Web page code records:
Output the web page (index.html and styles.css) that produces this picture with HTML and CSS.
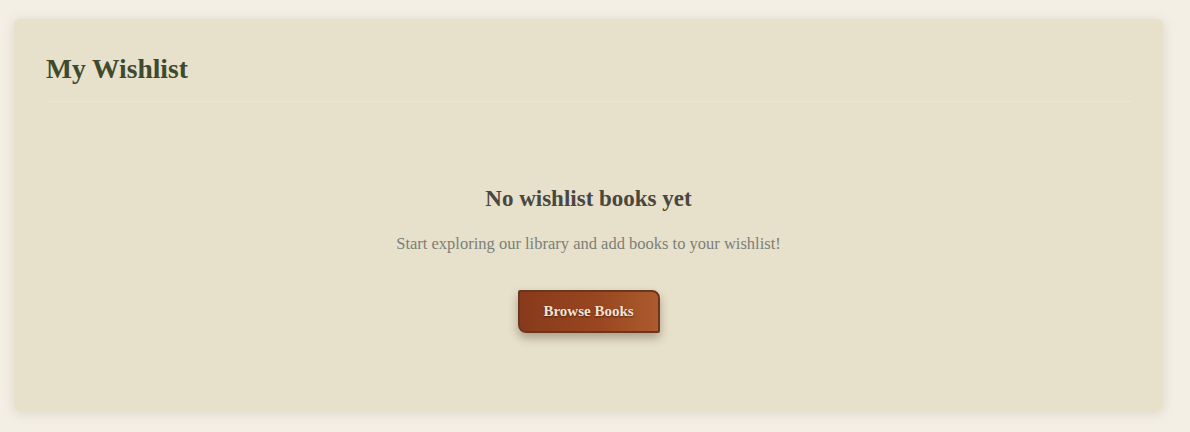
FILE: index.html
```html
<!DOCTYPE html>
<html>
<head>
<meta charset="utf-8">
<link rel="stylesheet" href="styles.css">
</head>
<body>
<main class="page">
  <section class="card">
    <header class="card-header">
      <h1 class="card-title">My Wishlist</h1>
    </header>
    <div class="empty">
      <h2 class="empty-title">No wishlist books yet</h2>
      <p class="empty-text">Start exploring our library and add books to your wishlist!</p>
      <button class="btn-browse">Browse Books</button>
    </div>
  </section>
</main>
</body>
</html>
```
FILE: styles.css
```css
* { box-sizing: border-box; }
html, body { margin: 0; padding: 0; }
body {
  background: #f3efe5;
  font-family: "Liberation Serif", "DejaVu Serif", serif;
  width: 1190px;
  height: 432px;
  overflow: hidden;
}
.page {
  padding: 19px 27px 0 14px;
}
.card {
  background: #e7e0cb;
  border-radius: 6px;
  box-shadow: 0 2px 12px rgba(120, 100, 60, 0.18);
  padding: 32px 32px 0 32px;
  height: 392px;
}
.card-header {
  border-bottom: 1px solid #ece6d5;
  padding-bottom: 14px;
}
.card-title {
  margin: 0;
  font-size: 27.5px;
  line-height: 36px;
  font-weight: 700;
  color: #3e4a2e;
}
.empty {
  display: flex;
  flex-direction: column;
  align-items: center;
  padding-top: 81px;
}
.empty-title {
  margin: 0;
  font-size: 23px;
  line-height: 32px;
  font-weight: 700;
  color: #4a4640;
}
.empty-text {
  margin: 17px 0 0;
  font-size: 16.5px;
  line-height: 24px;
  color: #7b7f78;
}
.btn-browse {
  margin-top: 34px;
  width: 142px;
  height: 43px;
  font-family: inherit;
  font-size: 15px;
  font-weight: 700;
  color: #f3e2d2;
  text-shadow: 0 1px 2px rgba(40, 10, 0, 0.6);
  background: linear-gradient(90deg, #873a1c 0%, #98461f 55%, #ac5a2e 100%);
  border: 2px solid #6a371d;
  border-radius: 2px 8px 2px 8px;
  box-shadow: 0 5px 10px rgba(60, 40, 20, 0.35);
  cursor: pointer;
}
```
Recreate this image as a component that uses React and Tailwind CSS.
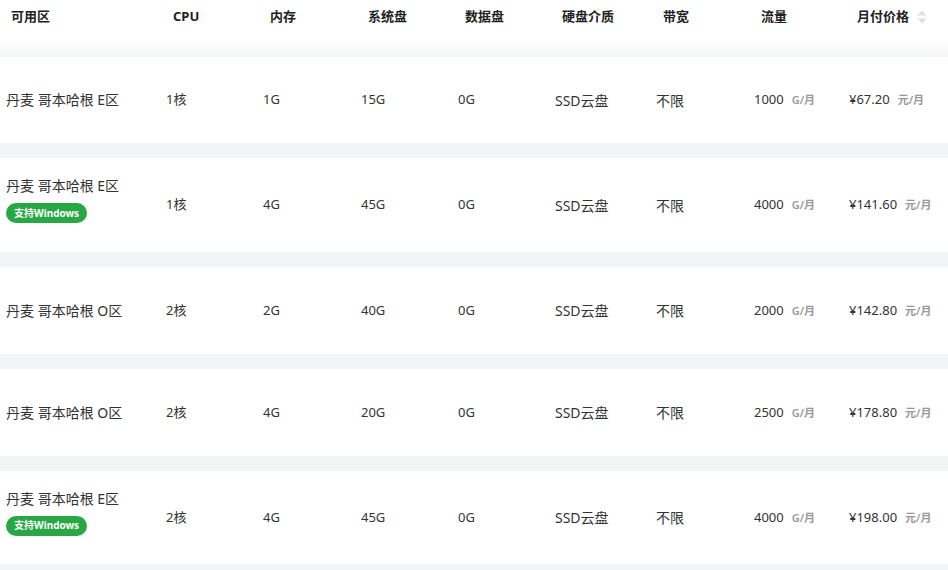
const rows = [
  { zone: '丹麦 哥本哈根 E区', win: false, cpu: '1核', mem: '1G', sys: '15G', data: '0G', traffic: '1000', price: '¥67.20', h: 'h-[86px]' },
  { zone: '丹麦 哥本哈根 E区', win: true, cpu: '1核', mem: '4G', sys: '45G', data: '0G', traffic: '4000', price: '¥141.60', h: 'h-[94px]' },
  { zone: '丹麦 哥本哈根 O区', win: false, cpu: '2核', mem: '2G', sys: '40G', data: '0G', traffic: '2000', price: '¥142.80', h: 'h-[87px]' },
  { zone: '丹麦 哥本哈根 O区', win: false, cpu: '2核', mem: '4G', sys: '20G', data: '0G', traffic: '2500', price: '¥178.80', h: 'h-[87px]' },
  { zone: '丹麦 哥本哈根 E区', win: true, cpu: '2核', mem: '4G', sys: '45G', data: '0G', traffic: '4000', price: '¥198.00', h: 'h-[93px]' },
]

const cols = 'grid grid-cols-[160px_97px_98px_97px_97px_101px_98px_95px_1fr] items-center'

function SortIcon() {
  return (
    <svg className="ml-[8px] h-[16px] w-[10px]" viewBox="0 0 10 16">
      <path d="M5 1.5 L9.5 6.5 H0.5 Z" fill="#dcdee1" />
      <path d="M5 14.5 L9.5 9.5 H0.5 Z" fill="#dcdee1" />
    </svg>
  )
}

export default function App() {
  return (
    <div className="h-[570px] w-[948px] overflow-hidden bg-[#f3f4f5] text-[13px] text-[#333]" style={{ fontFamily: '"Noto Sans", "Noto Sans CJK SC", sans-serif' }}>
      <div className={`${cols} h-[42px] bg-white pb-[8px] font-bold text-[#222]`}>
        <span className="pl-[11px]">可用区</span>
        <span className="pl-[13px]">CPU</span>
        <span className="pl-[13px]">内存</span>
        <span className="pl-[13px]">系统盘</span>
        <span className="pl-[13px]">数据盘</span>
        <span className="pl-[13px]">硬盘介质</span>
        <span className="pl-[13px]">带宽</span>
        <span className="pl-[13px]">流量</span>
        <span className="flex items-center pl-[14px]">
          月付价格
          <SortIcon />
        </span>
      </div>
      <div className="h-[15px] bg-gradient-to-b from-white to-[#f3f4f5]" />

      {rows.map((r, i) => (
        <div key={i} className={`${cols} ${r.h} mb-[15px] bg-white`}>
          <div className={r.win ? 'mb-[11px] pl-[6px]' : 'pl-[6px]'}>
            <p className="text-[14px] leading-[20px]">{r.zone}</p>
            {r.win && (
              <span className="mt-[7px] inline-flex h-[20px] items-center rounded-full bg-[#28a745] px-[8px] text-[10px] font-bold text-white">
                支持Windows
              </span>
            )}
          </div>
          <span className="pl-[6px]">{r.cpu}</span>
          <span className="pl-[6px]">{r.mem}</span>
          <span className="pl-[6px]">{r.sys}</span>
          <span className="pl-[6px]">{r.data}</span>
          <span className="pl-[6px] text-[14px]">SSD云盘</span>
          <span className="pl-[6px] text-[14px]">不限</span>
          <span className="pl-[6px]">
            {r.traffic}
            <span className="ml-[8px] text-[11px] font-semibold text-[#999]">G/月</span>
          </span>
          <span className="whitespace-nowrap pl-[6px]">
            {r.price}
            <span className="ml-[8px] text-[11px] font-semibold text-[#999]">元/月</span>
          </span>
        </div>
      ))}
    </div>
  )
}
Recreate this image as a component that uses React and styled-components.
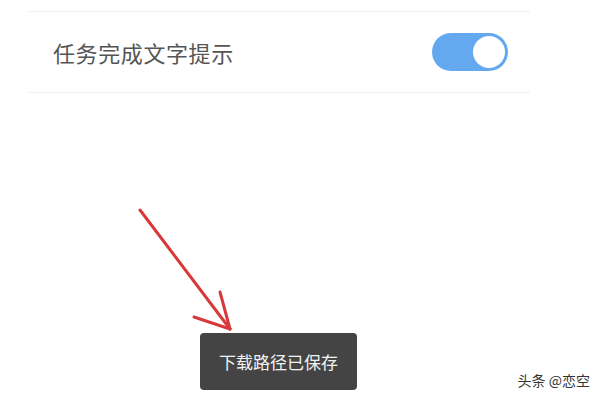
import React from 'react'
import styled, { createGlobalStyle } from 'styled-components'

const GlobalStyle = createGlobalStyle`
  html, body {
    margin: 0;
    padding: 0;
    background: #ffffff;
  }
  body {
    font-family: "Noto Sans CJK SC", "Noto Sans", sans-serif;
  }
`

function App() {
  return (
    <Page>
      <GlobalStyle />
      <SettingsList>
        <SettingRow>
          <Label>任务完成文字提示</Label>
          <Toggle $on>
            <Knob $on />
          </Toggle>
        </SettingRow>
      </SettingsList>

      {/* annotation arrow */}
      <Arrow viewBox="0 0 600 400" width="600" height="400">
        <g stroke="#d8383a" strokeWidth="3" strokeLinecap="round" fill="none">
          <line x1="140" y1="210" x2="230" y2="329" />
          <line x1="194" y1="317" x2="230" y2="329" />
          <line x1="220" y1="292" x2="230" y2="329" />
        </g>
      </Arrow>

      <Toast>下载路径已保存</Toast>
      <Watermark>头条 @恋空</Watermark>
    </Page>
  )
}
export default App

const Page = styled.div`
  position: relative;
  width: 600px;
  height: 400px;
  overflow: hidden;
  background: #fff;
`

const SettingsList = styled.div`
  padding: 11px 70px 0 28px;
`

const SettingRow = styled.div`
  display: flex;
  align-items: center;
  justify-content: space-between;
  height: 80px;
  padding: 0 22px 0 25px;
  border-top: 1px solid #f0f0f0;
  border-bottom: 1px solid #f0f0f0;
`

const Label = styled.span`
  font-size: 22px;
  color: #555555;
  letter-spacing: 0.6px;
`

const Toggle = styled.div`
  display: flex;
  align-items: center;
  justify-content: ${(p) => (p.$on ? 'flex-end' : 'flex-start')};
  width: 76px;
  height: 38px;
  padding: 0 3px;
  box-sizing: border-box;
  border-radius: 19px;
  background: ${(p) => (p.$on ? '#64a9ef' : '#e0e0e0')};
`

const Knob = styled.div`
  width: 32px;
  height: 32px;
  border-radius: 50%;
  background: #fff;
`

const Arrow = styled.svg`
  position: absolute;
  left: 0;
  top: 0;
  pointer-events: none;
`

const Toast = styled.div`
  position: absolute;
  left: 200px;
  top: 333px;
  width: 157px;
  height: 57px;
  display: flex;
  align-items: center;
  justify-content: center;
  box-sizing: border-box;
  border-radius: 4px;
  background: #444444;
  color: #f2f2f2;
  font-size: 17px;
`

const Watermark = styled.div`
  position: absolute;
  right: 10px;
  top: 370px;
  font-size: 14px;
  color: #333;
  text-shadow: 0 0 2px #fff, 0 0 2px #fff;
`
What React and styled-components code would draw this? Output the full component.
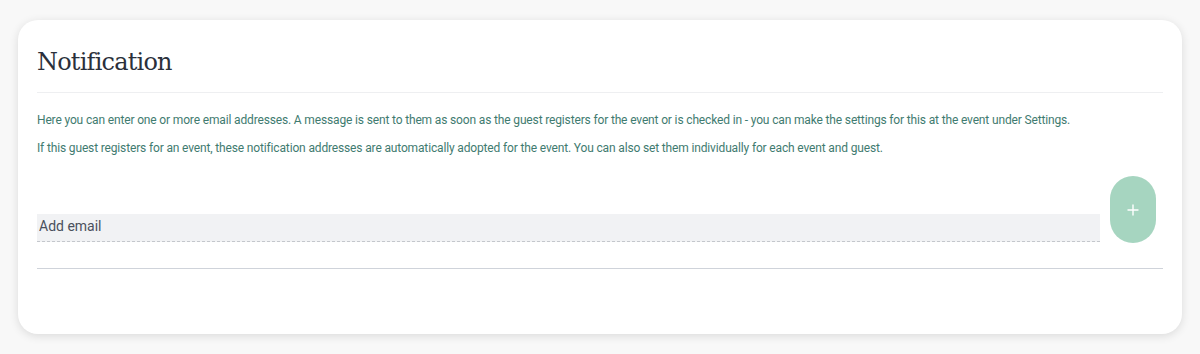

- STATED TASK -
Each line of the material above either contains the word "styles" or does not; state how many do, and nothing else.

- REPLY -
3